──────── INFORMATION PROVIDED ────────
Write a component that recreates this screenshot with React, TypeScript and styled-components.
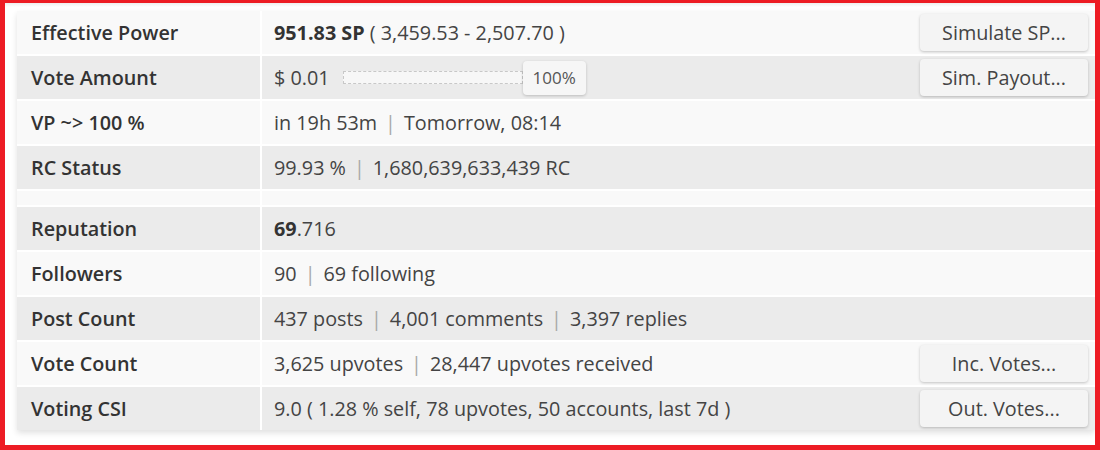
import styled, { createGlobalStyle } from 'styled-components';

const GlobalStyle = createGlobalStyle`
	html, body {
		margin: 0;
		padding: 0;
		background: #ffffff;
	}
	body {
		font-family: 'Open Sans', 'Liberation Sans', sans-serif;
	}
`;

type RowType = {
	label: string;
	value: React.ReactNode;
	action?: string;
	shade: boolean;
};

export default function App() {
	const topRows: RowType[] = [
		{
			label: 'Effective Power',
			value: (
				<>
					<b>951.83 SP</b>&nbsp;( 3,459.53 - 2,507.70 )
				</>
			),
			action: 'Simulate SP...',
			shade: false,
		},
		{
			label: 'Vote Amount',
			value: (
				<>
					$ 0.01
					<Slider>
						<Track />
						<Thumb>100%</Thumb>
					</Slider>
				</>
			),
			action: 'Sim. Payout...',
			shade: true,
		},
		{
			label: 'VP ~> 100 %',
			value: (
				<>
					in 19h 53m<Pipe>|</Pipe>Tomorrow, 08:14
				</>
			),
			shade: false,
		},
		{
			label: 'RC Status',
			value: (
				<>
					99.93 %<Pipe>|</Pipe>1,680,639,633,439 RC
				</>
			),
			shade: true,
		},
	];

	const bottomRows: RowType[] = [
		{
			label: 'Reputation',
			value: (
				<>
					<b>69</b>.716
				</>
			),
			shade: true,
		},
		{
			label: 'Followers',
			value: (
				<>
					90<Pipe>|</Pipe>69 following
				</>
			),
			shade: false,
		},
		{
			label: 'Post Count',
			value: (
				<>
					437 posts<Pipe>|</Pipe>4,001 comments<Pipe>|</Pipe>3,397
					replies
				</>
			),
			shade: true,
		},
		{
			label: 'Vote Count',
			value: (
				<>
					3,625 upvotes<Pipe>|</Pipe>28,447 upvotes received
				</>
			),
			action: 'Inc. Votes...',
			shade: false,
		},
		{
			label: 'Voting CSI',
			value: (
				<>9.0 ( 1.28 % self, 78 upvotes, 50 accounts, last 7d )</>
			),
			action: 'Out. Votes...',
			shade: true,
		},
	];

	const renderRow = (r: RowType) => (
		<Row key={r.label} $shade={r.shade}>
			<Label>{r.label}</Label>
			<Value>
				<ValueText>{r.value}</ValueText>
				{r.action && <ActionButton type="button">{r.action}</ActionButton>}
			</Value>
		</Row>
	);

	return (
		<>
			<GlobalStyle />
			<Frame>
				<Panel>
					{topRows.map(renderRow)}
					<Row $shade={false} $spacer>
						<Label />
						<Value />
					</Row>
					{bottomRows.map(renderRow)}
				</Panel>
			</Frame>
		</>
	);
}

const Frame = styled.div`
	box-sizing: border-box;
	width: 1100px;
	height: 450px;
	border-style: solid;
	border-color: #ed1c24;
	border-width: 3px 5px 5px 5px;
	padding: 8px 0 0 12px;
	overflow: hidden;
	background: linear-gradient(#eeeeee, #ffffff 4px);
`;

const Panel = styled.div`
	display: flex;
	flex-direction: column;
	gap: 2px;
	background: #ffffff;
	box-shadow: 0 3px 6px rgba(0, 0, 0, 0.12);
`;

const Row = styled.div<{ $shade: boolean; $spacer?: boolean }>`
	display: grid;
	grid-template-columns: 243px 1fr;
	column-gap: 2px;
	height: ${(p) => (p.$spacer ? '14px' : '43px')};

	& > div {
		background: ${(p) => (p.$shade ? '#ebebeb' : '#f9f9f9')};
	}
`;

const Label = styled.div`
	display: flex;
	align-items: center;
	padding-left: 14px;
	font-size: 19.8px;
	font-weight: 600;
	color: #333333;
`;

const Value = styled.div`
	display: flex;
	align-items: center;
	justify-content: space-between;
	padding: 0 7px 0 12px;
	font-size: 19.8px;
	color: #444444;
`;

const ValueText = styled.div`
	display: flex;
	align-items: center;
	white-space: pre;

	b {
		font-weight: 700;
		color: #333333;
	}
`;

const Pipe = styled.span`
	color: #a8a8a8;
	margin: 0 8px;
`;

const Slider = styled.div`
	display: flex;
	align-items: center;
	margin-left: 13px;
`;

const Track = styled.div`
	box-sizing: border-box;
	width: 180px;
	height: 13px;
	background: #f7f7f7;
	border: 1px dashed #c8c8c8;
`;

const Thumb = styled.div`
	box-sizing: border-box;
	width: 63px;
	height: 34px;
	display: flex;
	align-items: center;
	justify-content: center;
	background: #f6f6f6;
	border-radius: 4px;
	box-shadow: 0 1px 3px rgba(0, 0, 0, 0.2);
	font-size: 17px;
	color: #555555;
`;

const ActionButton = styled.button`
	box-sizing: border-box;
	width: 168px;
	height: 37px;
	border: none;
	border-radius: 4px;
	background: #f4f4f4;
	box-shadow: 0 1px 3px rgba(0, 0, 0, 0.22);
	font-family: 'Open Sans', 'Liberation Sans', sans-serif;
	font-size: 19.8px;
	color: #444444;
	cursor: pointer;
`;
────────
[SET PROBLEM]: Please transcribe the material above exactly as written. Leave the pictures out.

[EXERCISE RESULT]:
Write a component that recreates this screenshot with React, TypeScript and styled-components.
import styled, { createGlobalStyle } from 'styled-components';

const GlobalStyle = createGlobalStyle`
	html, body {
		margin: 0;
		padding: 0;
		background: #ffffff;
	}
	body {
		font-family: 'Open Sans', 'Liberation Sans', sans-serif;
	}
`;

type RowType = {
	label: string;
	value: React.ReactNode;
	action?: string;
	shade: boolean;
};

export default function App() {
	const topRows: RowType[] = [
		{
			label: 'Effective Power',
			value: (
				<>
					<b>951.83 SP</b>&nbsp;( 3,459.53 - 2,507.70 )
				</>
			),
			action: 'Simulate SP...',
			shade: false,
		},
		{
			label: 'Vote Amount',
			value: (
				<>
					$ 0.01
					<Slider>
						<Track />
						<Thumb>100%</Thumb>
					</Slider>
				</>
			),
			action: 'Sim. Payout...',
			shade: true,
		},
		{
			label: 'VP ~> 100 %',
			value: (
				<>
					in 19h 53m<Pipe>|</Pipe>Tomorrow, 08:14
				</>
			),
			shade: false,
		},
		{
			label: 'RC Status',
			value: (
				<>
					99.93 %<Pipe>|</Pipe>1,680,639,633,439 RC
				</>
			),
			shade: true,
		},
	];

	const bottomRows: RowType[] = [
		{
			label: 'Reputation',
			value: (
				<>
					<b>69</b>.716
				</>
			),
			shade: true,
		},
		{
			label: 'Followers',
			value: (
				<>
					90<Pipe>|</Pipe>69 following
				</>
			),
			shade: false,
		},
		{
			label: 'Post Count',
			value: (
				<>
					437 posts<Pipe>|</Pipe>4,001 comments<Pipe>|</Pipe>3,397
					replies
				</>
			),
			shade: true,
		},
		{
			label: 'Vote Count',
			value: (
				<>
					3,625 upvotes<Pipe>|</Pipe>28,447 upvotes received
				</>
			),
			action: 'Inc. Votes...',
			shade: false,
		},
		{
			label: 'Voting CSI',
			value: (
				<>9.0 ( 1.28 % self, 78 upvotes, 50 accounts, last 7d )</>
			),
			action: 'Out. Votes...',
			shade: true,
		},
	];

	const renderRow = (r: RowType) => (
		<Row key={r.label} $shade={r.shade}>
			<Label>{r.label}</Label>
			<Value>
				<ValueText>{r.value}</ValueText>
				{r.action && <ActionButton type="button">{r.action}</ActionButton>}
			</Value>
		</Row>
	);

	return (
		<>
			<GlobalStyle />
			<Frame>
				<Panel>
					{topRows.map(renderRow)}
					<Row $shade={false} $spacer>
						<Label />
						<Value />
					</Row>
					{bottomRows.map(renderRow)}
				</Panel>
			</Frame>
		</>
	);
}

const Frame = styled.div`
	box-sizing: border-box;
	width: 1100px;
	height: 450px;
	border-style: solid;
	border-color: #ed1c24;
	border-width: 3px 5px 5px 5px;
	padding: 8px 0 0 12px;
	overflow: hidden;
	background: linear-gradient(#eeeeee, #ffffff 4px);
`;

const Panel = styled.div`
	display: flex;
	flex-direction: column;
	gap: 2px;
	background: #ffffff;
	box-shadow: 0 3px 6px rgba(0, 0, 0, 0.12);
`;

const Row = styled.div<{ $shade: boolean; $spacer?: boolean }>`
	display: grid;
	grid-template-columns: 243px 1fr;
	column-gap: 2px;
	height: ${(p) => (p.$spacer ? '14px' : '43px')};

	& > div {
		background: ${(p) => (p.$shade ? '#ebebeb' : '#f9f9f9')};
	}
`;

const Label = styled.div`
	display: flex;
	align-items: center;
	padding-left: 14px;
	font-size: 19.8px;
	font-weight: 600;
	color: #333333;
`;

const Value = styled.div`
	display: flex;
	align-items: center;
	justify-content: space-between;
	padding: 0 7px 0 12px;
	font-size: 19.8px;
	color: #444444;
`;

const ValueText = styled.div`
	display: flex;
	align-items: center;
	white-space: pre;

	b {
		font-weight: 700;
		color: #333333;
	}
`;

const Pipe = styled.span`
	color: #a8a8a8;
	margin: 0 8px;
`;

const Slider = styled.div`
	display: flex;
	align-items: center;
	margin-left: 13px;
`;

const Track = styled.div`
	box-sizing: border-box;
	width: 180px;
	height: 13px;
	background: #f7f7f7;
	border: 1px dashed #c8c8c8;
`;

const Thumb = styled.div`
	box-sizing: border-box;
	width: 63px;
	height: 34px;
	display: flex;
	align-items: center;
	justify-content: center;
	background: #f6f6f6;
	border-radius: 4px;
	box-shadow: 0 1px 3px rgba(0, 0, 0, 0.2);
	font-size: 17px;
	color: #555555;
`;

const ActionButton = styled.button`
	box-sizing: border-box;
	width: 168px;
	height: 37px;
	border: none;
	border-radius: 4px;
	background: #f4f4f4;
	box-shadow: 0 1px 3px rgba(0, 0, 0, 0.22);
	font-family: 'Open Sans', 'Liberation Sans', sans-serif;
	font-size: 19.8px;
	color: #444444;
	cursor: pointer;
`;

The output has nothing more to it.